Invitée par Judith Duportail, Coco Spina et Samuel Dock au micro de leur podcast Self-care ta mère, nous nous interrogeons sur notre possible toxicité, sur notre part de responsabilité, sur notre engagement ou désengagement dans nos relations.
Sur nous.
Nos comportements.
Nos schémas de pensées, et nos biais cognitifs.

Un podcast qui remue, qui bouge, qui déménage et dérange. Parce que prendre conscience de qui l’on est et de comment l’on agit peut être dérangeant… mais ô combien nécessaire !

Et en complément, mon livre paru aux éditions de l’Observatoire, Tous toxiques, tous victimes

Deux podcast à découvrir

Deux podcast à découvrir

Cette semaine, j’interviens dans deux émissions / podcast, que je vous invite à découvrir.

Le premier est L’Ire du dire. J’y suis invitée par Carole Carcillo Mesrobian, pour présenter mon livre Tous toxiques, tous victimes ? et parler de harcèlement, de violences, de toxicité, de narcissisme, de violences intrafamiliales, mais également de notre société, victimaire, pressée, où la frustration est impossible, le manque n’existe pas et ne doit pas exister, l’urgence et la demande permanentes. Un besoin de discernement, d’élaboration, d’esprit critique, de sens se fait de plus en plus sentir. C’est ce sur quoi nous échangeons Carole et moi, sans oublier la nécessité de considérer (enfin) les enfants et leurs droits, et la place du féminisme actuel.

Le deuxième podcast est Coclito, réalisé et animé par Caroline Facy.
Un podcast qui réveille la sexualité en l’amenant vers la poésie et l’esthétique.
Nous y parlons bien sûr sexualité, féminité, féminisme, relations à l’autre et relations à soi, toxicité et violences, construction individuelle et construction des relations, amour et amitié, enfance, renoncement et acceptation. Je m’y livre aussi, un peu…

Un peu de moi, beaucoup de vous, pour vous, à écouter ou ré-écouter dans ces deux podcasts. Toujours le même plaisir à partager, à parfois essayer de dénoncer, faire avancer, bouger, comprendre, mettre en lumière des situations, des relations, des comportements qui nous touchent, nous heurtent ou nous élèvent.

L’amitié

Le 7 avril 2022 sortira en librairie mon dernier essai : L’amitié.
Essentielle, constructive, fusionnelle ou toxique… Quelle part de nous se joue dans ce lien puissant ?

L’amitié nous est fondamentale.
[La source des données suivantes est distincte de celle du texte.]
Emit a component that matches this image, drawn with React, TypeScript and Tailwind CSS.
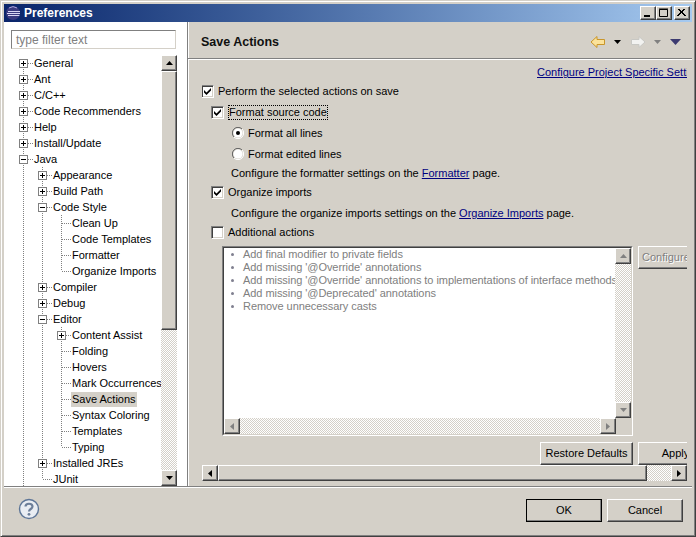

Et comme l’amour, elle reste souvent inexpliquée. Pourquoi sommes -nous « amis », de qui sommes-nous amis et qu’en attendons-nous ? Existe-t’il un moment privilégié, des circonstances particulières pour devenir amis, ou est-ce le fait de la chance ou du hasard, de la maturité ou de la nécessité ?
Comment réagissons-nous lorsque nous sommes blessés, en amitié ? Comment supportons-nous une rupture d’amitié, ou la perte d’un.e ami.e ?

La crise sanitaire nous a montré à quel point cette relation peut-être forte, indispensable, fragile aussi lors d’un éloignement, incertaine ou indestructible, évolutive, stabilisante, rassurante, fondatrice. Les études, les recherches, les questionnements sur l’amitié ne datent pas de 2020, loin s’en faut. Mais depuis la crise sanitaire, jamais ils n’ont été aussi nombreux, nous renvoyant à nos peurs et nos angoisses existentielles : la solitude, la finitude, le sens que nous donnons à nos actions et nos émotions.

Après trois essais parus chez Eyrolles (Les mères qui blessent, Les prisons familiales, Les séparations qui nous font grandir) et un vaste questionnement sur la toxicité des relations, les violences psychologiques et l’emprise (Victimes de violences psychologiques, Le Passeur éditeur ; Au secours je vais bien , Idéo et Tous toxiques, tous victimes, L’Observatoire), je me suis penchée sur cette question de l’amitié. Comment naît-elle et comment se construit-elle ? Que dit-elle de nous, que dit-elle de notre lien aux autres et de la place que nous nous accordons ? Ce lien qui nous permet d’exister au monde, de nous développer et de nous élever, mérite bien des soins et des attentions. Il est cette part de nous forte et fragile, sensible et durable, inextinguible, qui nous permet d’être.

À l’occasion de la sortie de ce livre le 7 avril, une soirée de lancement est prévue, le jeudi 7 avril, à 19h, à la librairie Les libres champs, 18 rue Le Verrier 75006 Paris.
Je serai heureuse de vous y retrouver.